══ DATA EXTRACT ══

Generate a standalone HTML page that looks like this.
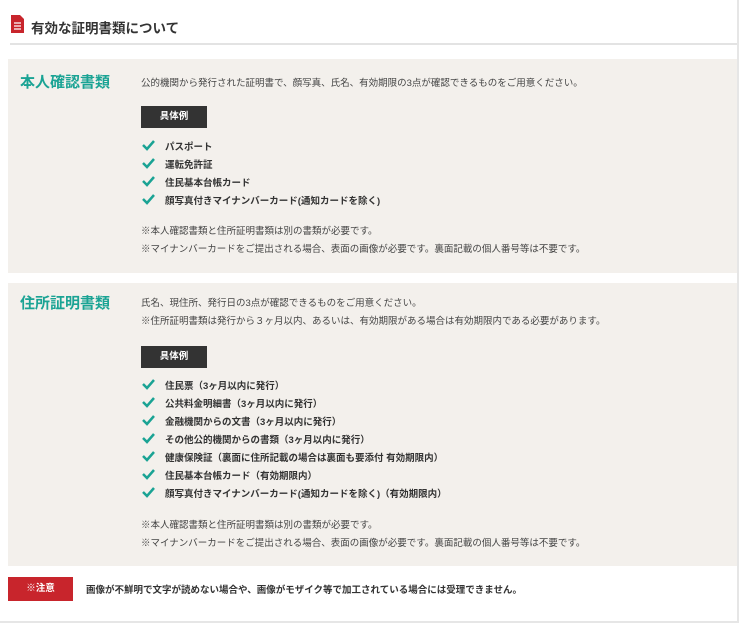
<!DOCTYPE html><html><head><meta charset="utf-8"><style>
body{margin:0;width:748px;height:626px;background:#fff;font-family:"Liberation Sans","Noto Sans CJK JP",sans-serif;color:#333;position:relative;overflow:hidden}
.a{position:absolute;white-space:nowrap}
.frame{position:absolute;left:0;top:0;width:737px;height:621px;border-right:2px solid #e6e6e6;border-bottom:2px solid #e6e6e6}
.box{position:absolute;left:8px;width:729px;background:#f3f0ec}
.h{color:#1aa394;font-weight:bold;font-size:15px}
.t{font-size:9.5px;color:#444}
.btn{position:absolute;background:#333;color:#fff;font-size:9.5px;font-weight:bold;width:66px;height:22px;line-height:22px;text-align:center}
.li{position:absolute;font-size:9.5px;font-weight:bold;color:#333;white-space:nowrap}
.li svg{position:absolute;left:-24px;top:0}
</style></head><body>
<div class="frame"></div>
<svg class="a" style="left:10px;top:14px" width="15" height="20" viewBox="0 0 15 20"><path d="M1 1h9l4 4v14H1z" fill="#c8252c"/><path d="M4 9h7M4 12h7M4 15h7" stroke="#fff" stroke-width="1.3"/></svg>
<div class="a" style="left:31px;top:17px;font-size:13.5px;font-weight:bold;color:#333">有効な証明書類について</div>
<div class="a" style="left:10px;top:43px;width:727px;height:2px;background:#e3e3e3"></div>

<div class="box" style="top:59px;height:214px"></div>
<div class="a h" style="left:20px;top:71px">本人確認書類</div>
<div class="a t" style="left:141px;top:75px">公的機関から発行された証明書で、顔写真、氏名、有効期限の3点が確認できるものをご用意ください。</div>
<div class="btn" style="left:141px;top:106px">具体例</div>
<div class="li" style="left:165px;top:139px"><svg width="14" height="12"><path d="M2 6l4 4 7-8" stroke="#1aa394" stroke-width="2.5" fill="none"/></svg>パスポート</div>
<div class="li" style="left:165px;top:157px"><svg width="14" height="12"><path d="M2 6l4 4 7-8" stroke="#1aa394" stroke-width="2.5" fill="none"/></svg>運転免許証</div>
<div class="li" style="left:165px;top:175px"><svg width="14" height="12"><path d="M2 6l4 4 7-8" stroke="#1aa394" stroke-width="2.5" fill="none"/></svg>住民基本台帳カード</div>
<div class="li" style="left:165px;top:193px"><svg width="14" height="12"><path d="M2 6l4 4 7-8" stroke="#1aa394" stroke-width="2.5" fill="none"/></svg>顔写真付きマイナンバーカード(通知カードを除く)</div>
<div class="a t" style="left:141px;top:223px">※本人確認書類と住所証明書類は別の書類が必要です。</div>
<div class="a t" style="left:141px;top:241px">※マイナンバーカードをご提出される場合、表面の画像が必要です。裏面記載の個人番号等は不要です。</div>

<div class="box" style="top:283px;height:283px"></div>
<div class="a h" style="left:20px;top:292px">住所証明書類</div>
<div class="a t" style="left:141px;top:295px">氏名、現住所、発行日の3点が確認できるものをご用意ください。</div>
<div class="a t" style="left:141px;top:313px">※住所証明書類は発行から３ヶ月以内、あるいは、有効期限がある場合は有効期限内である必要があります。</div>
<div class="btn" style="left:141px;top:346px">具体例</div>
<div class="li" style="left:165px;top:378px"><svg width="14" height="12"><path d="M2 6l4 4 7-8" stroke="#1aa394" stroke-width="2.5" fill="none"/></svg>住民票（3ヶ月以内に発行）</div>
<div class="li" style="left:165px;top:396px"><svg width="14" height="12"><path d="M2 6l4 4 7-8" stroke="#1aa394" stroke-width="2.5" fill="none"/></svg>公共料金明細書（3ヶ月以内に発行）</div>
<div class="li" style="left:165px;top:414px"><svg width="14" height="12"><path d="M2 6l4 4 7-8" stroke="#1aa394" stroke-width="2.5" fill="none"/></svg>金融機関からの文書（3ヶ月以内に発行）</div>
<div class="li" style="left:165px;top:432px"><svg width="14" height="12"><path d="M2 6l4 4 7-8" stroke="#1aa394" stroke-width="2.5" fill="none"/></svg>その他公的機関からの書類（3ヶ月以内に発行）</div>
<div class="li" style="left:165px;top:450px"><svg width="14" height="12"><path d="M2 6l4 4 7-8" stroke="#1aa394" stroke-width="2.5" fill="none"/></svg>健康保険証（裏面に住所記載の場合は裏面も要添付 有効期限内）</div>
<div class="li" style="left:165px;top:468px"><svg width="14" height="12"><path d="M2 6l4 4 7-8" stroke="#1aa394" stroke-width="2.5" fill="none"/></svg>住民基本台帳カード（有効期限内）</div>
<div class="li" style="left:165px;top:486px"><svg width="14" height="12"><path d="M2 6l4 4 7-8" stroke="#1aa394" stroke-width="2.5" fill="none"/></svg>顔写真付きマイナンバーカード(通知カードを除く)（有効期限内）</div>
<div class="a t" style="left:141px;top:517px">※本人確認書類と住所証明書類は別の書類が必要です。</div>
<div class="a t" style="left:141px;top:535px">※マイナンバーカードをご提出される場合、表面の画像が必要です。裏面記載の個人番号等は不要です。</div>

<div class="a" style="left:8px;top:577px;width:65px;height:24px;line-height:24px;background:#c8252c;color:#fff;font-size:9.5px;font-weight:bold;text-align:center">※注意</div>
<div class="a" style="left:86px;top:582px;font-size:9.5px;font-weight:bold;color:#333">画像が不鮮明で文字が読めない場合や、画像がモザイク等で加工されている場合には受理できません。</div>
</body></html>
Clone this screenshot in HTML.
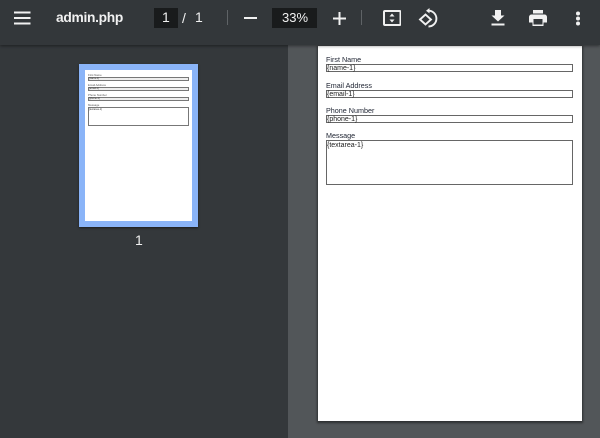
<!DOCTYPE html>
<html>
<head>
<meta charset="utf-8">
<style>
html,body{margin:0;padding:0}
body{width:600px;height:438px;overflow:hidden;position:relative;background:#525659;font-family:"Liberation Sans",sans-serif}
div,span,svg{position:absolute}
#side{left:0;top:0;width:288px;height:438px;background:#34383b}
#bar{left:0;top:0;width:600px;height:45px;background:#33373a;box-shadow:0 1px 3px rgba(0,0,0,.45);z-index:5}
.t{color:#f1f1f1;white-space:nowrap;line-height:16px}
.box{background:#191b1c}
.sep{width:1px;height:15px;top:10px;background:#5f6366}
#page{left:318px;top:46px;width:264px;height:375px;background:#fff;box-shadow:0 1px 2px 1px rgba(0,0,0,.45)}
.f{position:absolute;box-sizing:border-box;left:326px;width:247px;border:1px solid #666;z-index:1}
.l{font-size:7.200px;color:#1c2230;left:326px;z-index:1;line-height:9px;white-space:nowrap}
.v{font-size:7px;color:#222;left:327px;z-index:2;line-height:9px;white-space:nowrap}
#thumb{left:79px;top:64px;width:119px;height:163px;background:#8ab4f8;box-shadow:0 1px 2px rgba(0,0,0,.5)}
#tp{left:6px;top:6px;width:107px;height:151px;background:#fff}
.tf{position:absolute;box-sizing:border-box;left:3px;width:101px;border:1px solid #777;background:#eee;font-size:2.500px;line-height:2px;color:#333;white-space:nowrap}
.tl{position:absolute;left:3px;font-size:2.800px;line-height:3px;color:#555;white-space:nowrap}
</style>
</head>
<body>
<div id="side"></div>
<div id="bar">
  <svg style="left:14px;top:11px" width="17" height="14" viewBox="0 0 17 14"><path d="M0 1.500h16.500M0 7h16.500M0 12.500h16.500" stroke="#f1f1f1" stroke-width="2"/></svg>
  <div class="t" style="left:56px;top:10px;font-size:13.800px;font-weight:bold;letter-spacing:-.3px">admin.php</div>
  <div class="box" style="left:154px;top:8px;width:24px;height:20px"></div>
  <div class="t" style="left:162px;top:9px;font-size:14px">1</div>
  <div class="t" style="left:182px;top:10px;font-size:14px">/</div>
  <div class="t" style="left:195px;top:9px;font-size:14px">1</div>
  <div class="sep" style="left:227px"></div>
  <svg style="left:244px;top:17px" width="13" height="2"><rect width="13" height="2" fill="#f1f1f1"/></svg>
  <div class="box" style="left:272px;top:8px;width:45px;height:20px"></div>
  <div class="t" style="left:282px;top:10px;font-size:13px">33%</div>
  <svg style="left:333px;top:12px" width="13" height="13"><path d="M0 6.500h13M6.500 0v13" stroke="#f1f1f1" stroke-width="2"/></svg>
  <div class="sep" style="left:361px"></div>
  <svg style="left:383px;top:10px" width="18" height="16" viewBox="0 0 18 16"><rect x="1" y="1" width="16.500" height="14" rx="1" fill="none" stroke="#f1f1f1" stroke-width="2"/><path d="M9 3.500l2.500 3h-5zM9 12.500l2.500-3h-5z" fill="#f1f1f1"/></svg>
  <svg style="left:418px;top:8px" width="20" height="20" viewBox="0 0 20 20"><path d="M2 11.500L7.500 6.500L13 11.500L7.500 16.500Z" fill="none" stroke="#f1f1f1" stroke-width="1.900"/><path d="M10.500 2.700a7.900 7.900 0 1 1 0 15.800" fill="none" stroke="#f1f1f1" stroke-width="1.900"/><path d="M11.500 0L8 2.700L11.500 5.400Z" fill="#f1f1f1"/></svg>
  <svg style="left:491px;top:10px" width="14" height="16" viewBox="0 0 14 16"><path d="M4 0h6v5.500h3.500L7 11.500L.5 5.500H4z" fill="#f1f1f1"/><rect x="0.500" y="13.500" width="13" height="2" fill="#f1f1f1"/></svg>
  <svg style="left:529px;top:10px" width="18" height="16" viewBox="0 0 18 16"><path d="M4 0h10v3.500H4z" fill="#f1f1f1"/><path d="M2.500 4.500h13A2.500 2.500 0 0 1 18 7v5.500h-3.500V16h-11v-3.500H0V7A2.500 2.500 0 0 1 2.500 4.500z" fill="#f1f1f1"/><rect x="4.500" y="9" width="9" height="5.500" fill="#33373a"/></svg>
  <svg style="left:575px;top:11px" width="6" height="15"><circle cx="3" cy="2.500" r="2" fill="#f1f1f1"/><circle cx="3" cy="7.500" r="2" fill="#f1f1f1"/><circle cx="3" cy="12.500" r="2" fill="#f1f1f1"/></svg>
</div>
<div id="thumb"><div id="tp">
  <div class="tl" style="top:4px">First Name</div><div class="tf" style="top:7px;height:4px">{name-1}</div>
  <div class="tl" style="top:14px">Email Address</div><div class="tf" style="top:17px;height:4px">{email-1}</div>
  <div class="tl" style="top:24px">Phone Number</div><div class="tf" style="top:27px;height:4px">{phone-1}</div>
  <div class="tl" style="top:34px">Message</div><div class="tf" style="top:37px;height:19px;background:#fff;line-height:3px">{textarea-1}</div>
</div></div>
<div class="t" style="left:135px;top:232px;font-size:14px">1</div>
<div id="page"></div>
<div class="l" style="top:55px">First Name</div>
<div class="f" style="top:64px;height:8px"></div>
<div class="v" style="top:64px">{name-1}</div>
<div class="l" style="top:81px">Email Address</div>
<div class="f" style="top:90px;height:8px"></div>
<div class="v" style="top:90px">{email-1}</div>
<div class="l" style="top:106px">Phone Number</div>
<div class="f" style="top:115px;height:8px"></div>
<div class="v" style="top:115px">{phone-1}</div>
<div class="l" style="top:131px">Message</div>
<div class="f" style="top:140px;height:45px"></div>
<div class="v" style="top:141px">{textarea-1}</div>
</body>
</html>
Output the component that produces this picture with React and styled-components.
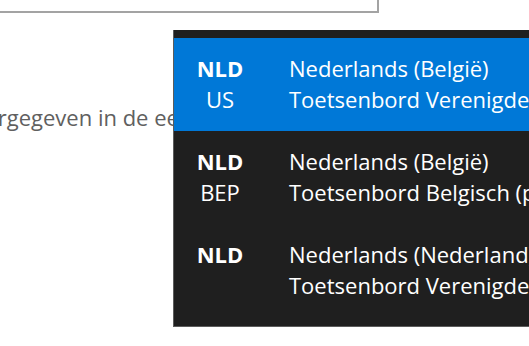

═══

*STATED EXERCISE*.
Copy out each line in the listing that has the word "this".

*REPLY TO THE TASK*.
Generate a standalone HTML page that looks like this.
Clone this screenshot in HTML.
Output the component that produces this picture with React and styled-components.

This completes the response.